I wasn’t going to be the Mom, for example, who let her kid leave the house in a costume.
But here we are at preschool drop off with Astronaut Anna of Arendelle.
When our first was born, she came out screaming and kept her eyes open for the first six hours of her life. Everyone at the hospital commented on how alert she was. I see that alert attention now for what it was — a mischievous, wild-eyed zest for life that will. not. be. quieted.
And I don’t want it to be quieted. But also, sometimes I wish it would just be quieted, just a little. At least at bedtime.
I was a quiet kid. I loved to read, and I loved to follow rules. I worked well within boundaries. When I’d hear people say things like “Just wait until you have a child of your own to give you a taste of your own medicine” I’d think Alright, I could deal with that. I could handle a quiet little boundary observer.
What I got instead was a boundary pusher. Followed 18-months later by a stubborn, my-way-or-the-highway, determined little man. Followed 20 months after that by a sweet but determined scrapper of a third who’s not afraid to hit back or instigate a fight.
These were not the children I expected. Their minds work in ways that my mind doesn’t understand, and I find myself in a constant battle mode inside my head. I ask myself things like “Do I really feel strongly enough about this to fight him” and “If I decide I don’t and I tweak the rule, will he think he’s in charge forever?” Or, “Is the natural consequence of whatever inane endeavor she’s in the middle of one that we both can handle?” or “if she picks that straw up off the floor of Fiserv Form and puts it back in her mouth, will she get just a common cold or a deadly virus?”

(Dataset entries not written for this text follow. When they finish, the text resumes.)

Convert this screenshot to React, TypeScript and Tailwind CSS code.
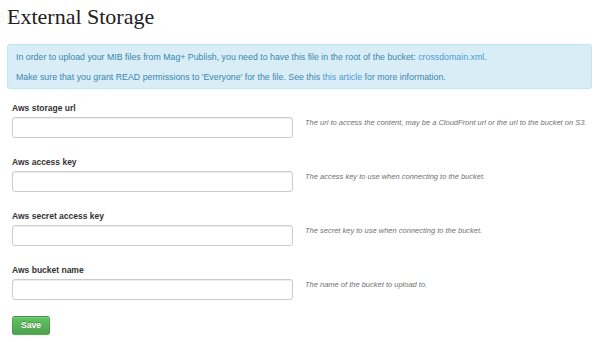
import * as React from "react";

const fields = [
  {
    label: "Aws storage url",
    help: "The url to access the content, may be a CloudFront url or the url to the bucket on S3.",
  },
  { label: "Aws access key", help: "The access key to use when connecting to the bucket." },
  { label: "Aws secret access key", help: "The secret key to use when connecting to the bucket." },
  { label: "Aws bucket name", help: "The name of the bucket to upload to." },
];

function Field({ label, help }: { label: string; help: string }) {
  return (
    <div className="mb-[18px] last-of-type:mb-[16px]">
      <label className="block text-[8.5px] leading-[12px] font-bold text-[#333]">{label}</label>
      <div className="mt-[3px] flex items-start">
        <input
          type="text"
          className="h-[21px] w-[281px] rounded-[3px] border border-[#ccc] bg-white shadow-[inset_0_1px_1px_rgba(0,0,0,0.075)] outline-none"
        />
        <p className="ml-[12px] text-[7.5px] leading-[12px] italic text-[#707070]">{help}</p>
      </div>
    </div>
  );
}

export default function App() {
  return (
    <div className="h-[342px] w-[600px] bg-white font-['Liberation_Sans',Arial,sans-serif]">
      <h1 className="pt-[4px] pl-[7px] font-['Liberation_Serif',Georgia,serif] text-[22px] leading-[26px] font-normal text-[#222]">
        External Storage
      </h1>

      <div className="mx-[7px] mt-[14px] w-[585px] rounded-[3px] border border-[#bce8f1] bg-[#d9edf7] pt-[6px] pb-[5px] pl-[8px] text-[8.8px] leading-[12px] text-[#3a87ad]">
        <p>
          In order to upload your MIB files from Mag+ Publish, you need to have this file in the root of the bucket:{" "}
          <a className="text-[#4d9ad6]">crossdomain.xml</a>.
        </p>
        <p className="mt-[8px]">
          Make sure that you grant READ permissions to 'Everyone' for the file. See this{" "}
          <a className="text-[#4d9ad6]">this article</a> for more information.
        </p>
      </div>

      <form className="mt-[13px] pl-[12px]">
        {fields.map((f) => (
          <Field key={f.label} label={f.label} help={f.help} />
        ))}
        <button
          type="button"
          className="block h-[19px] w-[38px] rounded-[3px] border border-[rgba(0,0,0,0.12)] bg-gradient-to-b from-[#62c462] to-[#4fa14f] text-[8.5px] font-bold text-white [text-shadow:0_-1px_0_rgba(0,0,0,0.25)] shadow-[inset_0_1px_0_rgba(255,255,255,0.2),0_1px_2px_rgba(0,0,0,0.05)]"
        >
          Save
        </button>
      </form>
    </div>
  );
}
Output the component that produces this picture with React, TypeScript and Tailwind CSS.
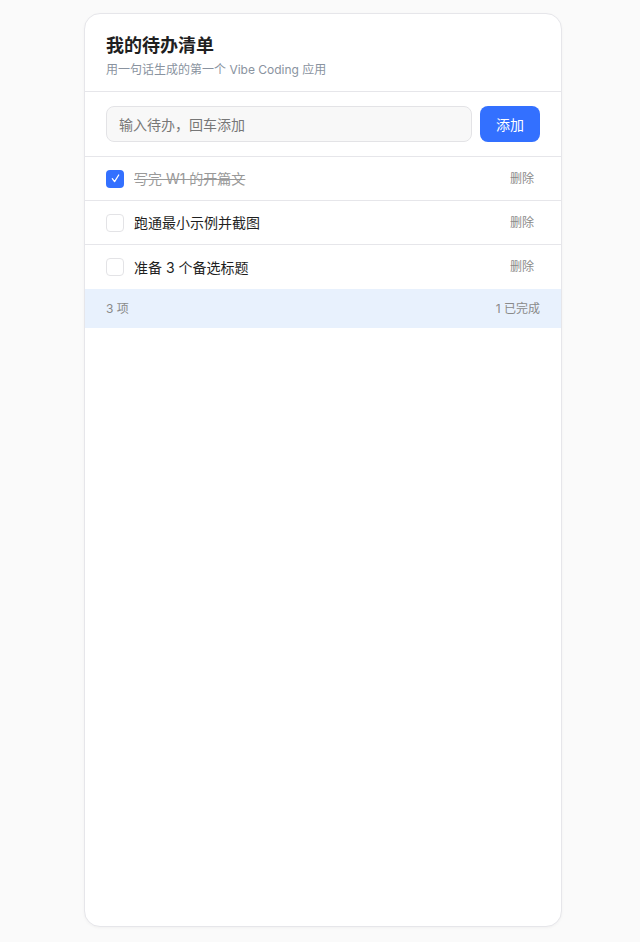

My children are not what I expected — and so I’m not the Mom I expected to be.
And that’s okay, because they’re even better. And that will make me even better. (If I can survive the next 18 years.) They challenge me in wonderful ways with personality traits that will take them so far in life if I can do my job of helping them foster and channel each trait into something productive. And therefore despite taking all the workshops and reading all the books, I still find myself flying by the seat of my pants just trying to survive raising them, day-to-day.
I thought I’d be more rigid — but it turns out I let them make a car wash in the bathroom sink and slosh water all over the floor because I think the great memories they’re making with each other are more important than the great big mess they’re making. But then I make them clean it up.
I expected I’d be grossed out when they drop their pizza on the floor of Costco but eat it anyway … and I am. But I still allow it, because apparently I’m the Mom who would rather risk a two-month virus than haul three kids back into line.
I thought I’d only worry about the big stuff — but every night when I climb into bed I worry that I’ve done it wrong, that I’ve messed them up, that a decision I’ve made or sentence I’ve said is going to alter their future. But just as I celebrate all those unexpected parts of their personalities, I try to celebrate the unexpected parts of me as a Mother.
I’m sure someday I’ll look back and wish I’d done some things differently, but for today they’re healthy, happy, and (most days) on their way to turning into respectable adults … or at least astronaut-princesses.